● **Goal of the exercise**: Look through the data below. Collect every line where the word "screenshot" occurs.
— START Stored data —
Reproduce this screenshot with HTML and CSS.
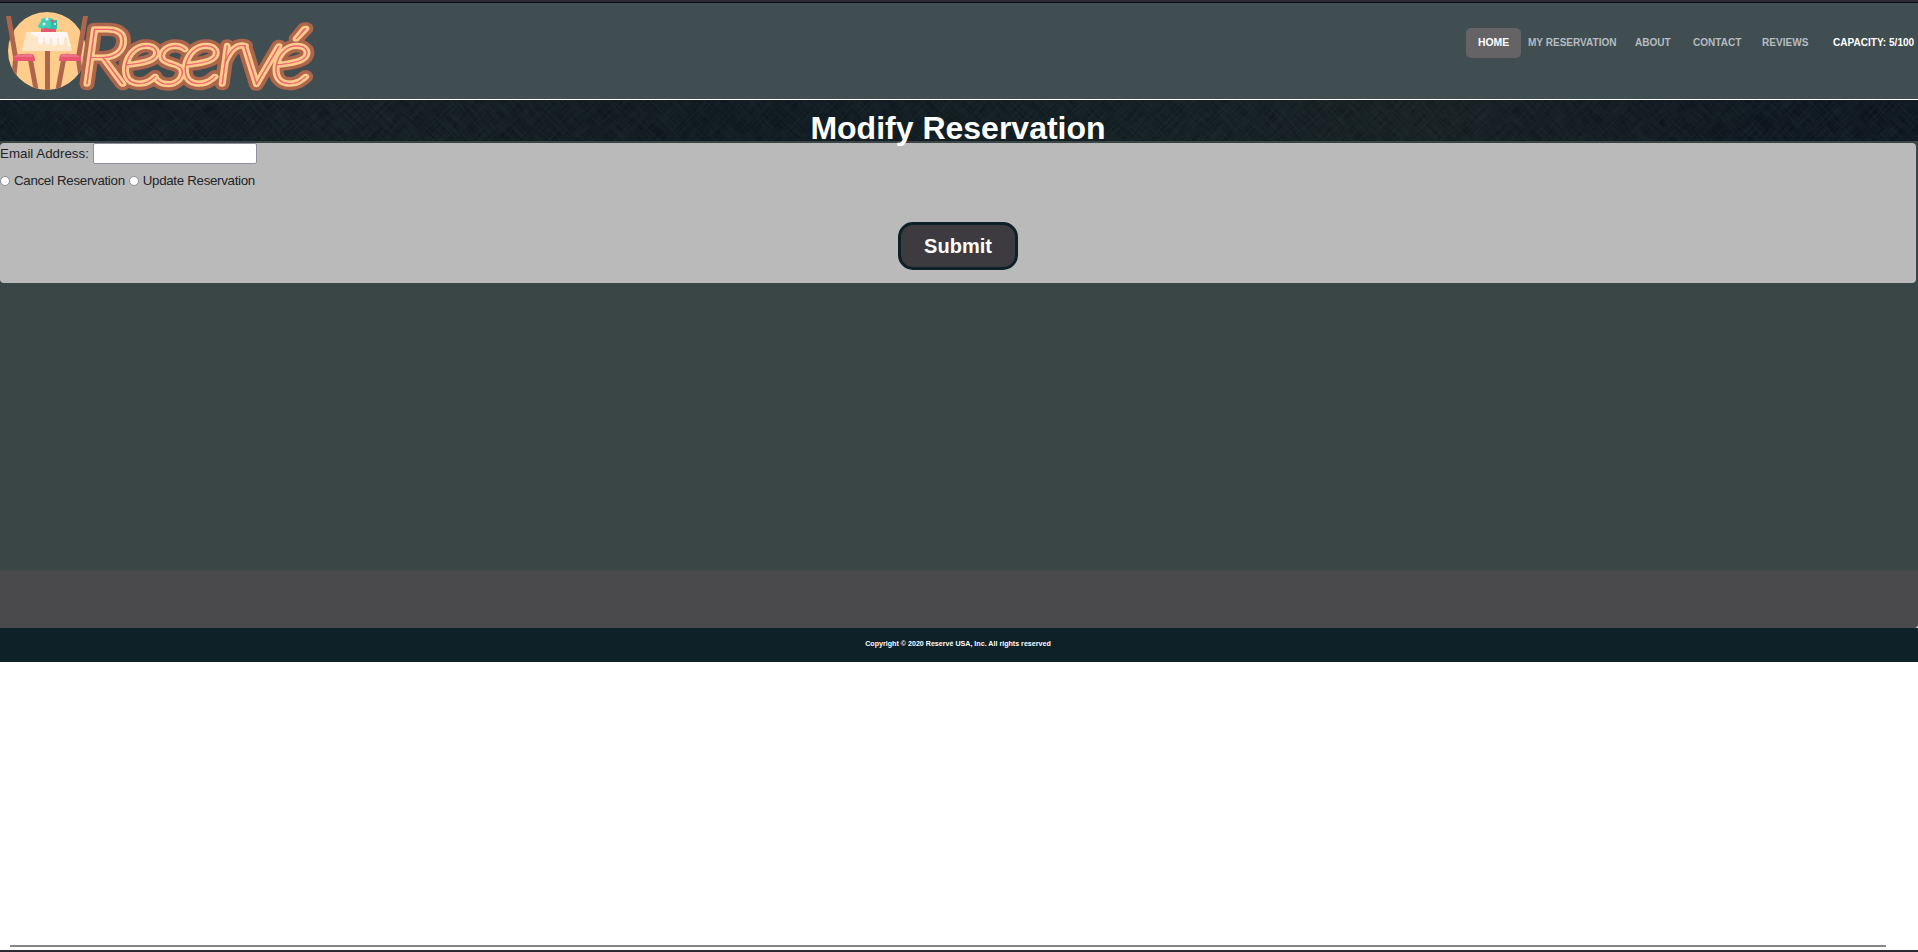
FILE: index.html
```html
<!DOCTYPE html>
<html lang="en">
<head>
<meta charset="utf-8">
<title>Modify Reservation</title>
<link rel="stylesheet" href="styles.css">
</head>
<body>
<header class="header">
  <svg class="logo" width="330" height="96" viewBox="0 3 330 96" role="img" aria-label="Reservé">
    <defs><clipPath id="disc"><circle cx="47" cy="51" r="39"/></clipPath></defs>
    <circle cx="47" cy="51" r="39" fill="#ffcc8c"/>
    <g clip-path="url(#disc)" fill="#ad654c">
      <path d="M45 50h5v42h-5zM28 60h5l6 32h-5zM61 60h5l-6 32h-5zM13 60h5l-2 20h-5zM76 60h5l3 20h-5z"/>
    </g>
    <path d="M6 16h5l7 41h-5zM83 16h5l-7 41h-5z" fill="#ad654c"/>
    <path d="M26 32h41l5 19H22z" fill="#fce6c5"/>
    <path d="M31 32h36l4 15q-4 0-4-8-1-4-3 0v4q-3 5-5 0v-4q-1-2-2 0v5q-3 4-5 0v-5q-1-2-2 0v3q-3 5-5 0v-4q-1-2-2 0v4q-3 5-5 0v-5q-7-2-7-5z" fill="#fff5f4"/>
    <path d="M41 27h15v5H41z" fill="#e8566f"/>
    <path d="M38 27q0-3 3-5-1-4 4-4 7-1 10 3 5 4 0 8-4-2-6 0-4-3-6 0-4-1-5-2z" fill="#39d3bb"/>
    <path d="M52 20h5v9h-7z" fill="#2fbeae"/>
    <circle cx="47" cy="19" r="1.5" fill="#fce6dd"/><circle cx="44" cy="24" r="1.5" fill="#fce6dd"/><circle cx="55" cy="24" r="1" fill="#fce6dd"/><circle cx="52" cy="21" r="1.5" fill="#e8566f"/>
    <path d="M13 56q8-3 19-2 3 1 3 7H13zM59 61q0-6 3-7 11-1 19 2v5z" fill="#e8566f"/>
    <path d="M15 56q8-3 17-2l1 3H15zM61 57l1-3q11-1 17 2v1z" fill="#ed7487"/>
    <g class="wordmark" transform="scale(1.12 1)">
      <text class="tube-outer" x="71.5 108 138.5 161.5 194 214 242.5" y="84.5">Reservé</text>
      <text class="tube-glow" x="71.5 108 138.5 161.5 194 214 242.5" y="84.5">Reservé</text>
      <text class="tube-core" x="71.5 108 138.5 161.5 194 214 242.5" y="84.5">Reservé</text>
    </g>
  </svg>
  <nav class="nav">
    <a class="nav-item home">HOME</a>
    <a class="nav-item reservation">MY RESERVATION</a>
    <a class="nav-item about">ABOUT</a>
    <a class="nav-item contact">CONTACT</a>
    <a class="nav-item reviews">REVIEWS</a>
    <span class="nav-item capacity">CAPACITY: 5/100</span>
  </nav>
</header>
<section class="hero">
  <svg class="weave" width="100%" height="100%" aria-hidden="true">
    <defs>
      <filter id="cloth" x="0" y="0" width="100%" height="100%">
        <feTurbulence type="fractalNoise" baseFrequency=".04 .5" numOctaves="2" seed="4"/>
        <feColorMatrix values="0 0 0 0 .13  0 0 0 0 .18  0 0 0 0 .18  1.3 0 0 0 -.4"/>
      </filter>
    </defs>
    <rect x="-1500" y="-1500" width="4500" height="3000" transform="rotate(45)" filter="url(#cloth)"/>
    <rect x="-500" y="-1500" width="3000" height="3000" transform="rotate(-45)" filter="url(#cloth)"/>
  </svg>
  <h1 class="title">Modify Reservation</h1>
</section>
<main class="main">
  <form class="panel">
    <div class="email-row"><label for="email">Email Address:</label><input class="email" id="email" type="text"></div>
    <div class="choices">
      <label class="choice"><input class="radio" type="radio" name="action">Cancel Reservation</label>
      <label class="choice"><input class="radio" type="radio" name="action">Update Reservation</label>
    </div>
    <button class="submit" type="button">Submit</button>
  </form>
</main>
<div class="band-wrap"><div class="band"></div></div>
<footer class="footer">Copyright © 2020 Reservé USA, Inc. All rights reserved</footer>
<div class="blank"><div class="rule"></div></div>
</body>
</html>
```
FILE: styles.css
```css
* { box-sizing: border-box; }
body {
  margin: 0;
  height: 952px;
  overflow: hidden;
  display: flex;
  flex-direction: column;
  border-top: 2px solid #2b2a33;
  border-bottom: 2px solid #2b2a33;
  background: #fff;
  font-family: "Liberation Sans", Arial, sans-serif;
  color: #212529;
}
.header {
  height: 98px;
  flex: none;
  display: flex;
  justify-content: space-between;
  align-items: flex-start;
  border-top: 1px solid #0c0c0d;
  border-bottom: 1px solid #fff;
  background: #404d51;
}
.logo { display: block; overflow: visible; }
.wordmark {
  font-family: Lato, sans-serif;
  font-size: 79px;
  font-style: italic;
  font-weight: 100;
  stroke-linejoin: round;
}
.tube-outer { fill: #ad654c; stroke: #ad654c; stroke-width: 12.5px; }
.tube-glow { fill: #ffcc8c; stroke: #ffcc8c; stroke-width: 5.4px; }
.tube-core { fill: #ee5c70; stroke: #ee5c70; stroke-width: .35px; }
.nav {
  display: flex;
  padding: 25px 4px 0 0;
  font-size: 10.05px;
  font-weight: 700;
  line-height: 30px;
  color: #b6bcc1;
  white-space: nowrap;
}
.nav-item { display: block; }
.home {
  width: 55px;
  height: 30px;
  border-radius: 5px;
  background: #656366;
  color: #fff;
  text-align: center;
  font-size: 10.4px;
}
.reservation { width: 107px; margin-left: 7px; }
.about { width: 58px; }
.contact { width: 69px; }
.reviews { width: 71px; }
.capacity { width: 81px; color: #fff; }
.hero {
  height: 41px;
  flex: none;
  display: grid;
  position: relative;
  z-index: 1;
  background: linear-gradient(90deg, #0b151c, #101a1d 18%, #0b151c 38%, #0e191e 55%, #121c1e 74%, #0a131c 92%);
}
.weave { grid-area: 1 / 1; width: 100%; height: 41px; opacity: .18; }
.title {
  grid-area: 1 / 1;
  z-index: 1;
  margin: 0;
  padding-top: 10px;
  padding-right: 2px;
  text-align: center;
  color: #fff;
  font-size: 32px;
  line-height: 37px;
  white-space: nowrap;
}
.main { height: 429px; flex: none; padding: 2px 2px 0 0; background: #3a4545; }
.panel {
  height: 140px;
  border-radius: 4px;
  background: #bababa;
  font-size: 13.33px;
  display: flex;
  flex-direction: column;
}
.email-row { display: flex; height: 21px; line-height: 22px; }
.email-row label { width: 93px; }
.email { width: 164px; height: 21px; border: 1px solid #8f8f9d; border-radius: 2px; background: #fff; padding: 0; }
.choices { display: flex; gap: 4px; height: 20px; margin-top: 7px; line-height: 20px; letter-spacing: -.31px; }
.choice { display: flex; align-items: center; white-space: nowrap; }
.radio { appearance: none; width: 10px; height: 10px; margin: 0 4px 0 0; border: 1px solid #8f8f9d; border-radius: 50%; background: #fff; }
.submit {
  align-self: center;
  width: 120px;
  height: 48px;
  margin-top: 31px;
  padding: 0;
  border: 3px solid #0e2128;
  border-radius: 15px;
  background: #3d3b40;
  color: #fff;
  font: 700 20px "Liberation Sans", Arial, sans-serif;
}
.band-wrap { height: 58px; flex: none; background: #ddd; }
.band { height: 58px; border-radius: 0 0 4px 0; background: #4a494b; }
.footer {
  height: 34px;
  flex: none;
  padding-right: 2px;
  background: #0e2128;
  color: #fff;
  text-align: center;
  font-size: 7.12px;
  font-weight: 700;
  line-height: 33px;
}
.blank { flex: 1; display: flex; align-items: flex-end; padding: 0 32px 3px 10px; background: #fff; }
.rule { width: 100%; height: 2px; background: #858585; }
```
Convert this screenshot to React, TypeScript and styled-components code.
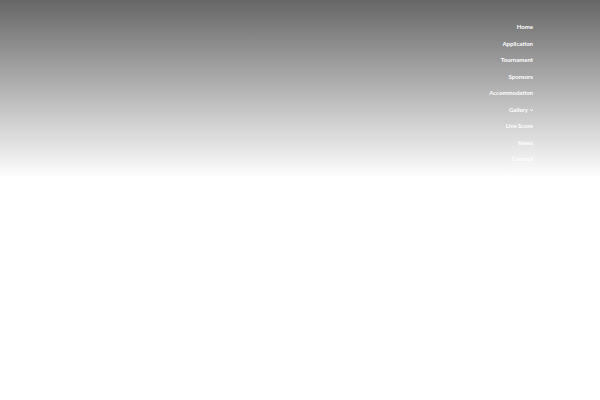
— END Stored data —
● **Correct response**:
Reproduce this screenshot with HTML and CSS.
Convert this screenshot to React, TypeScript and styled-components code.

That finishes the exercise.